▶ _Set problem_:
Reproduce the listing below in full and without alteration, apart from its pictures.

▶ _Data extract_:
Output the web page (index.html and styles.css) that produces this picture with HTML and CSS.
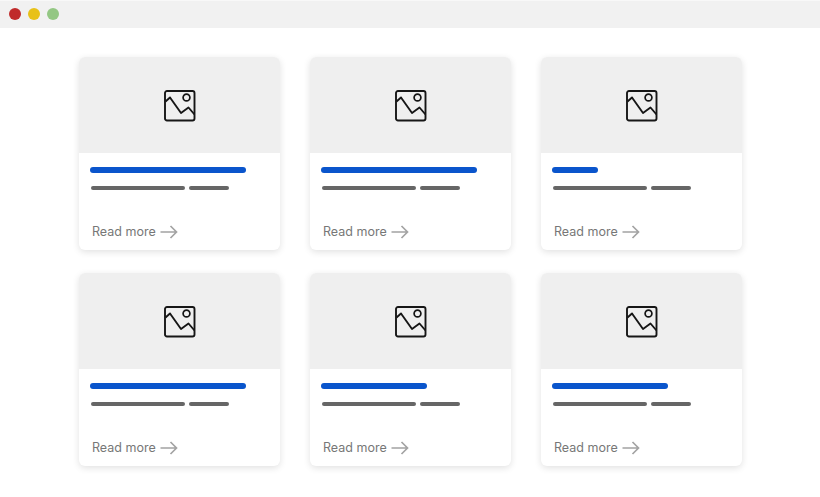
FILE: index.html
```html
<!DOCTYPE html>
<html lang="en">
<head>
    <meta charset="UTF-8">
    <meta name="viewport" content="width=device-width, initial-scale=1.0">
    <title>Cards</title>
    <link rel="stylesheet" href="styles.css">
</head>
<body>
    <svg class="sprite" aria-hidden="true">
        <symbol id="picture" viewBox="0 0 32 32">
            <rect x="1" y="1" width="29.5" height="29.5" rx="2" fill="none" stroke="currentColor" stroke-width="1.9"/>
            <circle cx="22.5" cy="7.5" r="3.4" fill="none" stroke="currentColor" stroke-width="1.7"/>
            <path d="M1.5 11.5 L6 7.5 L17 23 L24.5 17.5 L30.5 24.5" fill="none" stroke="currentColor" stroke-width="1.9" stroke-linejoin="round"/>
        </symbol>
        <symbol id="arrow" viewBox="0 0 18 14">
            <path d="M0.5 7 H16.5 M10.5 1 L16.5 7 L10.5 13" fill="none" stroke="currentColor" stroke-width="1.7"/>
        </symbol>
    </svg>

    <div class="titlebar">
        <span class="dot red"></span>
        <span class="dot yellow"></span>
        <span class="dot green"></span>
    </div>

    <div class="grid">
        <div class="card">
            <div class="thumb"><svg class="picture"><use href="#picture"/></svg></div>
            <div class="card-body">
                <div class="title-bar long"></div>
                <div class="text-bars"><span class="text-bar wide"></span><span class="text-bar short"></span></div>
                <a class="read-more">Read more <svg class="arrow"><use href="#arrow"/></svg></a>
            </div>
        </div>
        <div class="card">
            <div class="thumb"><svg class="picture"><use href="#picture"/></svg></div>
            <div class="card-body">
                <div class="title-bar long"></div>
                <div class="text-bars"><span class="text-bar wide"></span><span class="text-bar short"></span></div>
                <a class="read-more">Read more <svg class="arrow"><use href="#arrow"/></svg></a>
            </div>
        </div>
        <div class="card">
            <div class="thumb"><svg class="picture"><use href="#picture"/></svg></div>
            <div class="card-body">
                <div class="title-bar tiny"></div>
                <div class="text-bars"><span class="text-bar wide"></span><span class="text-bar short"></span></div>
                <a class="read-more">Read more <svg class="arrow"><use href="#arrow"/></svg></a>
            </div>
        </div>
        <div class="card">
            <div class="thumb"><svg class="picture"><use href="#picture"/></svg></div>
            <div class="card-body">
                <div class="title-bar long"></div>
                <div class="text-bars"><span class="text-bar wide"></span><span class="text-bar short"></span></div>
                <a class="read-more">Read more <svg class="arrow"><use href="#arrow"/></svg></a>
            </div>
        </div>
        <div class="card">
            <div class="thumb"><svg class="picture"><use href="#picture"/></svg></div>
            <div class="card-body">
                <div class="title-bar medium"></div>
                <div class="text-bars"><span class="text-bar wide"></span><span class="text-bar short"></span></div>
                <a class="read-more">Read more <svg class="arrow"><use href="#arrow"/></svg></a>
            </div>
        </div>
        <div class="card">
            <div class="thumb"><svg class="picture"><use href="#picture"/></svg></div>
            <div class="card-body">
                <div class="title-bar large"></div>
                <div class="text-bars"><span class="text-bar wide"></span><span class="text-bar short"></span></div>
                <a class="read-more">Read more <svg class="arrow"><use href="#arrow"/></svg></a>
            </div>
        </div>
    </div>
</body>
</html>
```

FILE: styles.css
```css
html, body {
    margin: 0;
    height: 497px;
    overflow: hidden;
    background: #fff;
    font-family: Inter, "Liberation Sans", sans-serif;
}
.sprite {
    display: none;
}
.titlebar {
    display: flex;
    align-items: center;
    gap: 7px;
    height: 28px;
    padding: 0 0 2px 9px;
    box-sizing: border-box;
    background: #f1f1f1;
    border-top: 1px solid #f8f8f8;
}
.dot {
    width: 12px;
    height: 12px;
    border-radius: 50%;
}
.red { background: #c02b2b; }
.yellow { background: #e8c118; }
.green { background: #93c783; }
.grid {
    display: grid;
    grid-template-columns: repeat(3, 200.5px);
    grid-auto-rows: 192.5px;
    gap: 23.5px 30.5px;
    padding: 29px 0 0 79px;
}
.card {
    display: flex;
    flex-direction: column;
    background: #fff;
    border-radius: 6px;
    overflow: hidden;
    box-shadow: 0 2px 7px rgba(0, 0, 0, 0.12);
}
.thumb {
    display: flex;
    align-items: center;
    justify-content: center;
    height: 96px;
    padding: 1px 0 0 1px;
    box-sizing: border-box;
    background: #efefef;
}
.picture {
    width: 32px;
    height: 32px;
    color: #161616;
}
.card-body {
    flex: 1;
    display: flex;
    flex-direction: column;
    padding: 14px 0 0 11px;
}
.title-bar {
    height: 5.5px;
    border-radius: 3px;
    background: #0a55cc;
}
.long { width: 156px; }
.tiny { width: 46px; }
.medium { width: 106px; }
.large { width: 116px; }
.text-bars {
    display: flex;
    gap: 4px;
    margin: 13.5px 0 0 1px;
}
.text-bar {
    height: 4px;
    border-radius: 2px;
    background: #666;
}
.wide { width: 94px; }
.short { width: 40px; }
.read-more {
    display: flex;
    align-items: center;
    gap: 4px;
    margin: 34px 0 0 2px;
    font-size: 12.5px;
    line-height: 16px;
    color: #777;
}
.arrow {
    width: 18px;
    height: 14px;
    color: #a3a3a3;
}
```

▶ _Written reply_:
Output the web page (index.html and styles.css) that produces this picture with HTML and CSS.
FILE: index.html
```html
<!DOCTYPE html>
<html lang="en">
<head>
    <meta charset="UTF-8">
    <meta name="viewport" content="width=device-width, initial-scale=1.0">
    <title>Cards</title>
    <link rel="stylesheet" href="styles.css">
</head>
<body>
    <svg class="sprite" aria-hidden="true">
        <symbol id="picture" viewBox="0 0 32 32">
            <rect x="1" y="1" width="29.5" height="29.5" rx="2" fill="none" stroke="currentColor" stroke-width="1.9"/>
            <circle cx="22.5" cy="7.5" r="3.4" fill="none" stroke="currentColor" stroke-width="1.7"/>
            <path d="M1.5 11.5 L6 7.5 L17 23 L24.5 17.5 L30.5 24.5" fill="none" stroke="currentColor" stroke-width="1.9" stroke-linejoin="round"/>
        </symbol>
        <symbol id="arrow" viewBox="0 0 18 14">
            <path d="M0.5 7 H16.5 M10.5 1 L16.5 7 L10.5 13" fill="none" stroke="currentColor" stroke-width="1.7"/>
        </symbol>
    </svg>

    <div class="titlebar">
        <span class="dot red"></span>
        <span class="dot yellow"></span>
        <span class="dot green"></span>
    </div>

    <div class="grid">
        <div class="card">
            <div class="thumb"><svg class="picture"><use href="#picture"/></svg></div>
            <div class="card-body">
                <div class="title-bar long"></div>
                <div class="text-bars"><span class="text-bar wide"></span><span class="text-bar short"></span></div>
                <a class="read-more">Read more <svg class="arrow"><use href="#arrow"/></svg></a>
            </div>
        </div>
        <div class="card">
            <div class="thumb"><svg class="picture"><use href="#picture"/></svg></div>
            <div class="card-body">
                <div class="title-bar long"></div>
                <div class="text-bars"><span class="text-bar wide"></span><span class="text-bar short"></span></div>
                <a class="read-more">Read more <svg class="arrow"><use href="#arrow"/></svg></a>
            </div>
        </div>
        <div class="card">
            <div class="thumb"><svg class="picture"><use href="#picture"/></svg></div>
            <div class="card-body">
                <div class="title-bar tiny"></div>
                <div class="text-bars"><span class="text-bar wide"></span><span class="text-bar short"></span></div>
                <a class="read-more">Read more <svg class="arrow"><use href="#arrow"/></svg></a>
            </div>
        </div>
        <div class="card">
            <div class="thumb"><svg class="picture"><use href="#picture"/></svg></div>
            <div class="card-body">
                <div class="title-bar long"></div>
                <div class="text-bars"><span class="text-bar wide"></span><span class="text-bar short"></span></div>
                <a class="read-more">Read more <svg class="arrow"><use href="#arrow"/></svg></a>
            </div>
        </div>
        <div class="card">
            <div class="thumb"><svg class="picture"><use href="#picture"/></svg></div>
            <div class="card-body">
                <div class="title-bar medium"></div>
                <div class="text-bars"><span class="text-bar wide"></span><span class="text-bar short"></span></div>
                <a class="read-more">Read more <svg class="arrow"><use href="#arrow"/></svg></a>
            </div>
        </div>
        <div class="card">
            <div class="thumb"><svg class="picture"><use href="#picture"/></svg></div>
            <div class="card-body">
                <div class="title-bar large"></div>
                <div class="text-bars"><span class="text-bar wide"></span><span class="text-bar short"></span></div>
                <a class="read-more">Read more <svg class="arrow"><use href="#arrow"/></svg></a>
            </div>
        </div>
    </div>
</body>
</html>
```

FILE: styles.css
```css
html, body {
    margin: 0;
    height: 497px;
    overflow: hidden;
    background: #fff;
    font-family: Inter, "Liberation Sans", sans-serif;
}
.sprite {
    display: none;
}
.titlebar {
    display: flex;
    align-items: center;
    gap: 7px;
    height: 28px;
    padding: 0 0 2px 9px;
    box-sizing: border-box;
    background: #f1f1f1;
    border-top: 1px solid #f8f8f8;
}
.dot {
    width: 12px;
    height: 12px;
    border-radius: 50%;
}
.red { background: #c02b2b; }
.yellow { background: #e8c118; }
.green { background: #93c783; }
.grid {
    display: grid;
    grid-template-columns: repeat(3, 200.5px);
    grid-auto-rows: 192.5px;
    gap: 23.5px 30.5px;
    padding: 29px 0 0 79px;
}
.card {
    display: flex;
    flex-direction: column;
    background: #fff;
    border-radius: 6px;
    overflow: hidden;
    box-shadow: 0 2px 7px rgba(0, 0, 0, 0.12);
}
.thumb {
    display: flex;
    align-items: center;
    justify-content: center;
    height: 96px;
    padding: 1px 0 0 1px;
    box-sizing: border-box;
    background: #efefef;
}
.picture {
    width: 32px;
    height: 32px;
    color: #161616;
}
.card-body {
    flex: 1;
    display: flex;
    flex-direction: column;
    padding: 14px 0 0 11px;
}
.title-bar {
    height: 5.5px;
    border-radius: 3px;
    background: #0a55cc;
}
.long { width: 156px; }
.tiny { width: 46px; }
.medium { width: 106px; }
.large { width: 116px; }
.text-bars {
    display: flex;
    gap: 4px;
    margin: 13.5px 0 0 1px;
}
.text-bar {
    height: 4px;
    border-radius: 2px;
    background: #666;
}
.wide { width: 94px; }
.short { width: 40px; }
.read-more {
    display: flex;
    align-items: center;
    gap: 4px;
    margin: 34px 0 0 2px;
    font-size: 12.5px;
    line-height: 16px;
    color: #777;
}
.arrow {
    width: 18px;
    height: 14px;
    color: #a3a3a3;
}
```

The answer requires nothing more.